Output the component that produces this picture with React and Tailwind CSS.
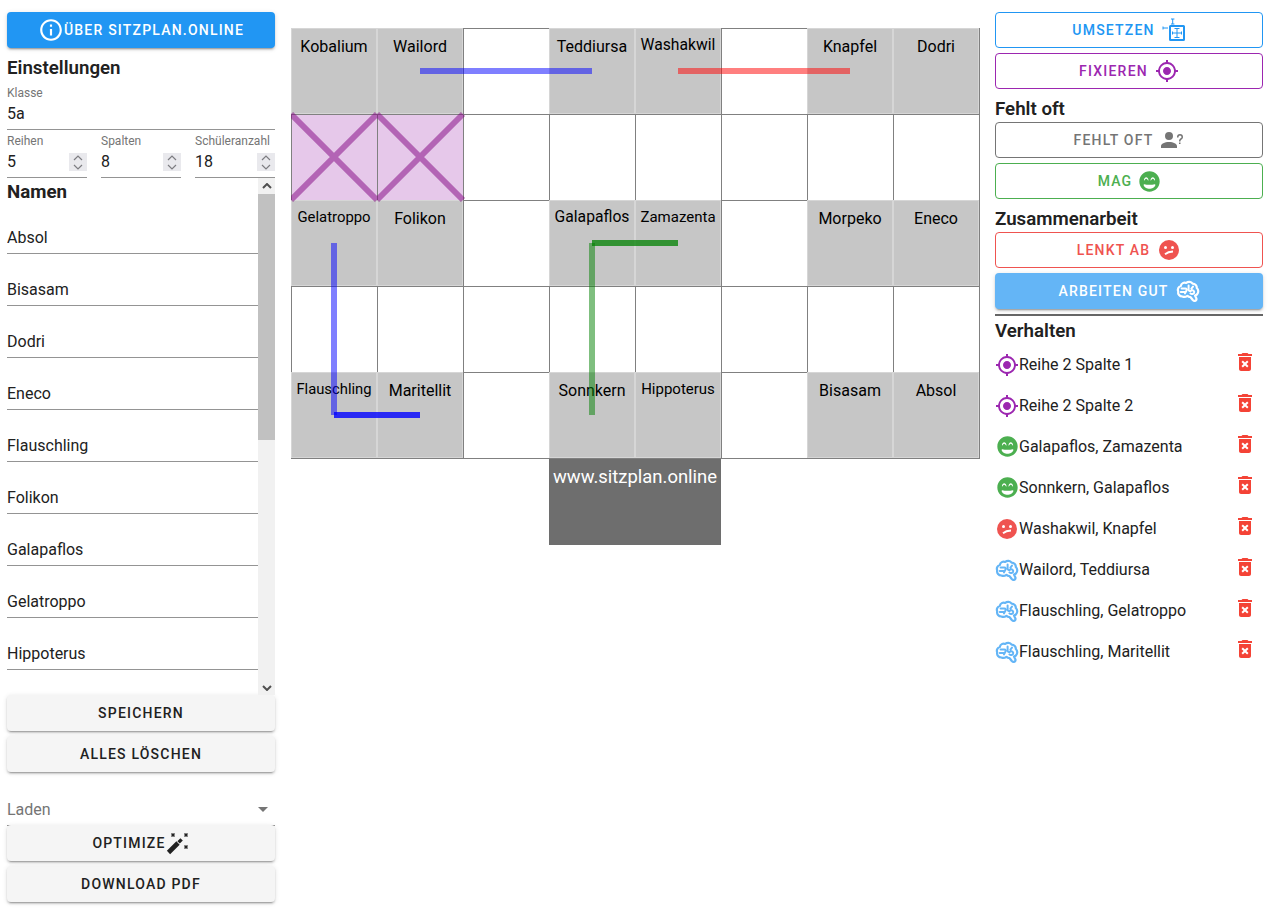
import { MdInfoOutline, MdGpsFixed, MdDeleteForever, MdArrowDropDown } from 'react-icons/md'
import { FaGrinBeam } from 'react-icons/fa'

const btnShadow = 'shadow-[0_3px_1px_-2px_rgba(0,0,0,0.2),0_2px_2px_0_rgba(0,0,0,0.14),0_1px_5px_0_rgba(0,0,0,0.12)]'
const btnBase = 'flex h-9 w-full items-center justify-center rounded text-sm font-medium uppercase tracking-[1.2px]'
const headingBase = 'flex items-center text-[18.72px] font-semibold'

const names = ['Absol', 'Bisasam', 'Dodri', 'Eneco', 'Flauschling', 'Folikon', 'Galapaflos', 'Gelatroppo', 'Hippoterus']

const seats = [
  ['Kobalium', 'Wailord', null, 'Teddiursa', { n: 'Washakwil', c: 'text-[15.7px]' }, null, 'Knapfel', 'Dodri'],
  ['x', 'x', null, null, null, null, null, null],
  [{ n: 'Gelatroppo', c: 'text-[14.9px]' }, 'Folikon', null, { n: 'Galapaflos', c: 'text-[15.7px]' }, { n: 'Zamazenta', c: 'text-[15px]' }, null, 'Morpeko', 'Eneco'],
  [null, null, null, null, null, null, null, null],
  [{ n: 'Flauschling', c: 'text-[14.8px]' }, 'Maritellit', null, 'Sonnkern', { n: 'Hippoterus', c: 'text-[15px]' }, null, 'Bisasam', 'Absol'],
]

function QuestionPerson({ size = 24 }) {
  return (
    <svg width={size} height={size} viewBox="0 0 24 24" fill="currentColor">
      <path d="M13,8A4,4 0 0,1 9,12A4,4 0 0,1 5,8A4,4 0 0,1 9,4A4,4 0 0,1 13,8M17,18V20H1V18C1,15.79 4.58,14 9,14C13.42,14 17,15.79 17,18M20.5,14.5V16H19V14.5H20.5M18.5,9.5H17V9A3,3 0 0,1 20,6A3,3 0 0,1 23,9C23,9.97 22.5,10.88 21.71,11.41L21.41,11.6C20.84,12 20.5,12.61 20.5,13.3V13.5H19V13.3C19,12.11 19.6,11 20.59,10.35L20.88,10.16C21.27,9.9 21.5,9.47 21.5,9A1.5,1.5 0 0,0 20,7.5A1.5,1.5 0 0,0 18.5,9V9.5Z" />
    </svg>
  )
}

function Confused({ size = 24 }) {
  return (
    <svg width={size} height={size} viewBox="0 0 24 24">
      <circle cx="12" cy="12" r="10" fill="currentColor" />
      <circle cx="8.5" cy="9.5" r="1.5" fill="#fff" />
      <circle cx="15.5" cy="9.5" r="1.5" fill="#fff" />
      <path d="M8 16.2c2-1.7 4.5-2.6 8-2.7" fill="none" stroke="#fff" strokeWidth="1.8" />
    </svg>
  )
}

function Brain({ size = 24 }) {
  return (
    <svg width={size} height={size} viewBox="0 0 24 24" fill="none" stroke="currentColor" strokeWidth="2.2" strokeLinejoin="round" strokeLinecap="round">
      <path d="M6.5 17.5C3.6 17.6 1.6 15 2.2 12.4 1.2 10 2.6 7.6 4.8 7 5.2 4.4 8 3 10.2 4 12 2.4 15.2 2.6 16.6 4.6 19.2 4.6 21 6.8 20.8 9 22.6 10.6 22.8 13.6 21 15.4 20.4 16 19.8 16.4 19 16.6L20.4 19.4C20.8 20.4 20.2 21.6 19 21.8 18 22 17.4 21.6 16.8 21L14.6 18.2C13.4 18.2 12.2 17.8 11.4 16.8 9.8 18 7.8 18.2 6.5 17.5Z" />
      <path d="M5.6 9.6H9.4C10.6 9.6 11 10.8 10.4 11.8L9 14.4M4.8 13H9.4M12.6 6.6V10.6C12.6 12 14 12.4 15 11.8M15 11.6C17 10.6 18.8 12.2 18 14 17.4 15.2 15.4 15.4 14.4 14.4M17 7.6 15.4 9.6" strokeWidth="2" />
    </svg>
  )
}

function MoveBox({ size = 24 }) {
  return (
    <svg width={size} height={size} viewBox="0 0 24 24" fill="none" stroke="currentColor">
      <rect x="8" y="8" width="14" height="14" rx="0.5" strokeWidth="2" />
      <path d="M15 10.5v9M12.5 10.5h5M12.5 19.5h5M10.5 15h9M10.5 13.5v3M19.5 13.5v3" strokeWidth="1" />
      <path d="M10.7 1v5M9 1h3.4M9 6h3.4M1 8.5v3M1 10h5" strokeWidth="1" />
    </svg>
  )
}

function Wand({ size = 24 }) {
  return (
    <svg width={size} height={size} viewBox="0 0 24 24" fill="none" stroke="currentColor">
      <path d="M2.5 21.5 12 12" strokeWidth="4.6" />
      <path d="M12.6 11.4 15.6 8.4" strokeWidth="3.4" />
      <path d="M5.5 2.5l3 3M8.5 2.5l-3 3M18.5 2.5l3 3M21.5 2.5l-3 3M18.5 14.5l3 3M21.5 14.5l-3 3" strokeWidth="1.5" />
    </svg>
  )
}

function Spinner() {
  return (
    <div className="flex h-[18px] w-[18px] shrink-0 flex-col items-center justify-center gap-[3px] bg-[#e9e9ed]">
      <svg width="10" height="6" viewBox="0 0 10 6" fill="none" stroke="#7d7d82" strokeWidth="1.2"><path d="M1 5l4-4 4 4" /></svg>
      <svg width="10" height="6" viewBox="0 0 10 6" fill="none" stroke="#7d7d82" strokeWidth="1.2"><path d="M1 1l4 4 4-4" /></svg>
    </div>
  )
}

function NumberField({ label, value }) {
  return (
    <div className="h-[43px] w-20 border-b border-[#949494]">
      <div className="h-3 whitespace-nowrap text-xs leading-3 text-[#757575]">{label}</div>
      <div className="flex h-[30px] items-center justify-between text-base">
        <span>{value}</span>
        <Spinner />
      </div>
    </div>
  )
}

function Seat({ seat }) {
  if (seat === 'x') return <div className="h-[87px] w-[87px] border border-[#808080] bg-[#e6c8ea]" />
  if (!seat) return <div className="h-[87px] w-[87px] border border-[#808080] bg-white" />
  if (typeof seat === 'string') {
    return <div className="h-[86px] w-[86px] border border-[#d6d6d6] bg-[#c6c6c6] pt-1.5 text-center text-base leading-6 text-black">{seat}</div>
  }
  return <div className={`h-[86px] w-[86px] overflow-visible whitespace-nowrap border border-[#d6d6d6] bg-[#c6c6c6] pt-[5px] text-center leading-[22px] text-black ${seat.c}`}>{seat.n}</div>
}

function SeatLines() {
  return (
    <svg className="pointer-events-none absolute left-0 top-0" width="690" height="431" viewBox="0 0 690 431" fill="none" strokeWidth="6">
      <path d="M129 43H301" stroke="#0000ff" strokeOpacity="0.5" />
      <path d="M387 43H559" stroke="#ff0000" strokeOpacity="0.5" />
      <path d="M43 215V387" stroke="#0000ff" strokeOpacity="0.5" />
      <path d="M43 387H129" stroke="#0000ff" strokeOpacity="0.8" />
      <path d="M301 215H387" stroke="#008000" strokeOpacity="0.75" />
      <path d="M301 215V387" stroke="#008000" strokeOpacity="0.5" />
      <path d="M0 86L86 172M86 86L0 172M86 86L172 172M172 86L86 172" stroke="#800080" strokeOpacity="0.5" />
    </svg>
  )
}

function Behaviour({ icon, text }) {
  return (
    <div className="flex h-[41px] items-center text-base">
      <div className="flex h-6 w-6 shrink-0 items-center justify-center">{icon}</div>
      <span className="flex-1">{text}</span>
      <MdDeleteForever size={24} className="mr-[6px] -mt-[6px] text-[#f44336]" />
    </div>
  )
}

const target = <MdGpsFixed size={24} className="text-[#9c27b0]" />
const happy = <FaGrinBeam size={21} className="text-[#4caf50]" />
const sad = <span className="text-[#ef5350]"><Confused /></span>
const brain = <span className="text-[#64b5f6]"><Brain /></span>

export default function App() {
  return (
    <div className="flex h-[918px] overflow-hidden bg-white font-['Roboto',sans-serif] text-[#212121]">
      <aside className="ml-[7px] mt-3 w-[268px] shrink-0">
        <button className={`${btnBase} bg-[#2196f3] text-white ${btnShadow}`}>
          <MdInfoOutline size={26} />
          Über sitzplan.online
        </button>
        <h3 className={`${headingBase} h-[38px] pt-[3px]`}>Einstellungen</h3>
        <div className="h-11 border-b border-[#949494]">
          <div className="h-3 pt-px text-xs leading-3 text-[#757575]">Klasse</div>
          <div className="flex h-[31px] items-center text-base">5a</div>
        </div>
        <div className="mt-[5px] flex justify-between">
          <NumberField label="Reihen" value="5" />
          <NumberField label="Spalten" value="8" />
          <NumberField label="Schüleranzahl" value="18" />
        </div>
        <div className="flex h-[517px] overflow-hidden">
          <div className="flex-1 overflow-hidden">
            <h3 className="flex h-6 items-center pt-[3px] text-[18.72px] font-bold leading-6">Namen</h3>
            {names.map((name) => (
              <div key={name} className="flex h-[52px] items-end border-b border-[#949494] pb-[3px] text-base">{name}</div>
            ))}
          </div>
          <div className="flex w-[17px] shrink-0 flex-col bg-[#f1f1f1]">
            <div className="flex h-4 items-center justify-center">
              <svg width="10" height="6" viewBox="0 0 10 6" fill="none" stroke="#505050" strokeWidth="2"><path d="M1 5l4-4 4 4" /></svg>
            </div>
            <div className="h-[246px] bg-[#c1c1c1]" />
            <div className="mt-auto flex h-4 items-center justify-center pt-px">
              <svg width="10" height="6" viewBox="0 0 10 6" fill="none" stroke="#505050" strokeWidth="2"><path d="M1 1l4 4 4-4" /></svg>
            </div>
          </div>
        </div>
        <button className={`${btnBase} bg-[#f5f5f5] ${btnShadow}`}>Speichern</button>
        <button className={`${btnBase} mt-[5px] bg-[#f5f5f5] ${btnShadow}`}>Alles löschen</button>
        <div className="-mb-px flex h-[54px] items-end justify-between border-b border-[#949494] pb-[3px] text-base text-[#757575]">
          <span>Laden</span>
          <MdArrowDropDown size={24} className="mb-px text-[#757575]" />
        </div>
        <button className={`${btnBase} relative bg-[#f5f5f5] ${btnShadow}`}>Optimize<Wand /></button>
        <button className={`${btnBase} mt-[5px] bg-[#f5f5f5] ${btnShadow}`}>Download PDF</button>
      </aside>

      <main className="ml-4 mt-7 w-[689px] shrink-0">
        <div className="relative h-[431px] w-[690px]">
          <div className="grid grid-cols-[repeat(8,86px)] auto-rows-[86px]">
            {seats.flat().map((seat, i) => <Seat key={i} seat={seat} />)}
          </div>
          <div className="pointer-events-none absolute left-0 top-0 h-[431px] w-[689px] border-b border-r border-[#808080]" />
          <SeatLines />
        </div>
        <div className="ml-[258px] h-[86px] w-[172px] whitespace-nowrap bg-[#6e6e6e] pt-1.5 text-center text-[18.45px] leading-6 text-white">www.sitzplan.online</div>
      </main>

      <aside className="ml-[15px] mt-3 w-[268px] shrink-0">
        <button className={`${btnBase} gap-[7px] border border-[#2196f3] text-[#2196f3]`}>Umsetzen<MoveBox /></button>
        <button className={`${btnBase} mt-[5px] gap-[7px] border border-[#9c27b0] text-[#9c27b0]`}>Fixieren<MdGpsFixed size={24} /></button>
        <h3 className={`${headingBase} h-[33px] pt-[7px]`}>Fehlt oft</h3>
        <button className={`${btnBase} gap-[7px] border border-[#757575] text-[#757575]`}>Fehlt oft<QuestionPerson /></button>
        <button className={`${btnBase} mt-[5px] gap-[7px] border border-[#4caf50] text-[#4caf50]`}>Mag<FaGrinBeam size={21} /></button>
        <h3 className={`${headingBase} h-[33px] pt-[7px]`}>Zusammenarbeit</h3>
        <button className={`${btnBase} gap-[7px] border border-[#ef5350] text-[#ef5350]`}>Lenkt ab<Confused /></button>
        <button className={`${btnBase} mt-[5px] gap-[7px] bg-[#64b5f6] text-white ${btnShadow}`}>Arbeiten gut<Brain /></button>
        <div className="mt-[5px] h-0.5 bg-[#666666]" />
        <h3 className={`${headingBase} h-7 pt-[3px]`}>Verhalten</h3>
        <Behaviour icon={target} text="Reihe 2 Spalte 1" />
        <Behaviour icon={target} text="Reihe 2 Spalte 2" />
        <Behaviour icon={happy} text="Galapaflos, Zamazenta" />
        <Behaviour icon={happy} text="Sonnkern, Galapaflos" />
        <Behaviour icon={sad} text="Washakwil, Knapfel" />
        <Behaviour icon={brain} text="Wailord, Teddiursa" />
        <Behaviour icon={brain} text="Flauschling, Gelatroppo" />
        <Behaviour icon={brain} text="Flauschling, Maritellit" />
      </aside>
    </div>
  )
}
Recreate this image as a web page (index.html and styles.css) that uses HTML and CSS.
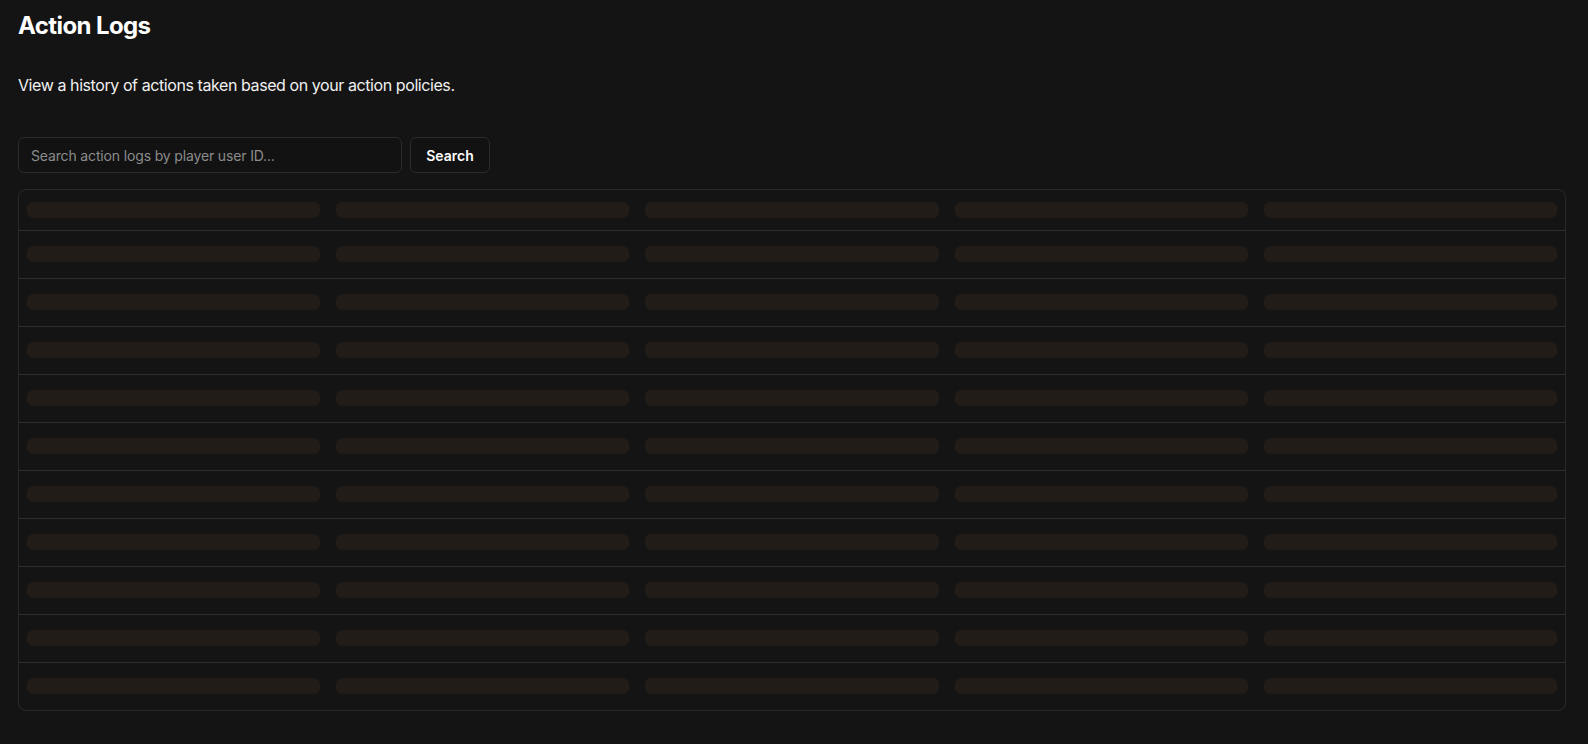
FILE: index.html
```html
<!DOCTYPE html>
<html lang="en">
  <head>
    <meta charset="UTF-8" />
    <meta name="viewport" content="width=device-width, initial-scale=1.0" />
    <title>Action Logs</title>
    <link rel="stylesheet" href="styles.css">
  </head>
  <body>
    <div class="page">
      <h1 class="page-title">Action Logs</h1>
      <p class="page-desc">View a history of actions taken based on your action policies.</p>

      <div class="search-row">
        <input type="text" class="search-input" placeholder="Search action logs by player user ID..." />
        <button class="search-button">Search</button>
      </div>

      <div class="log-table-wrap">
        <table class="log-table" id="logTable">
          <thead>
            <tr>
              <th><div class="skeleton"></div></th>
              <th><div class="skeleton"></div></th>
              <th><div class="skeleton"></div></th>
              <th><div class="skeleton"></div></th>
              <th><div class="skeleton"></div></th>
            </tr>
          </thead>
          <tbody id="logBody"></tbody>
        </table>
      </div>
    </div>

    <script>
      // loading placeholder rows
      const body = document.getElementById('logBody');
      for (let i = 0; i < 10; i++) {
        const row = document.createElement('tr');
        for (let j = 0; j < 5; j++) {
          const cell = document.createElement('td');
          const bar = document.createElement('div');
          bar.className = 'skeleton';
          cell.appendChild(bar);
          row.appendChild(cell);
        }
        body.appendChild(row);
      }
    </script>
  </body>
</html>
```

FILE: styles.css
```css
body {
  margin: 0;
  background-color: #141414;
  color: #f5f5f5;
  font-family: Inter, 'Noto Sans', sans-serif;
}

.page {
  padding: 10px 22px 30px 18px;
}

.page-title {
  margin: 0;
  font-size: 24px;
  line-height: 32px;
  font-weight: 700;
  color: #ffffff;
  letter-spacing: -0.6px;
}

.page-desc {
  margin: 31px 0 0;
  font-size: 16px;
  line-height: 24px;
  color: #f0f0f0;
  letter-spacing: -0.42px;
}

.search-row {
  display: flex;
  gap: 8px;
  margin-top: 40px;
}

.search-input {
  width: 384px;
  height: 36px;
  box-sizing: border-box;
  padding: 0 12px;
  background-color: #121212;
  border: 1px solid #2c2c2c;
  border-radius: 6px;
  color: #f5f5f5;
  font-family: inherit;
  font-size: 14px;
  letter-spacing: -0.15px;
  outline: none;
}

.search-input::placeholder {
  color: #8c8c8c;
}

.search-button {
  width: 80px;
  height: 36px;
  background-color: #121212;
  border: 1px solid #2c2c2c;
  border-radius: 6px;
  color: #ffffff;
  font-family: inherit;
  font-size: 14px;
  font-weight: 600;
  cursor: pointer;
}

.log-table-wrap {
  margin-top: 16px;
  border: 1px solid #2a2a2a;
  border-radius: 8px;
  overflow: hidden;
}

.log-table {
  width: 100%;
  border-collapse: collapse;
  table-layout: fixed;
}

.log-table th {
  padding: 12px 8px;
}

.log-table td {
  padding: 15px 8px 16px;
  border-top: 1px solid #2c2c2c;
}

.skeleton {
  height: 16px;
  border-radius: 6px;
  background-color: #221c18;
}
```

☆ ☆ ☆ ☆

The string "page" may appear in lines of the listing above; tally those lines and give the number only.

7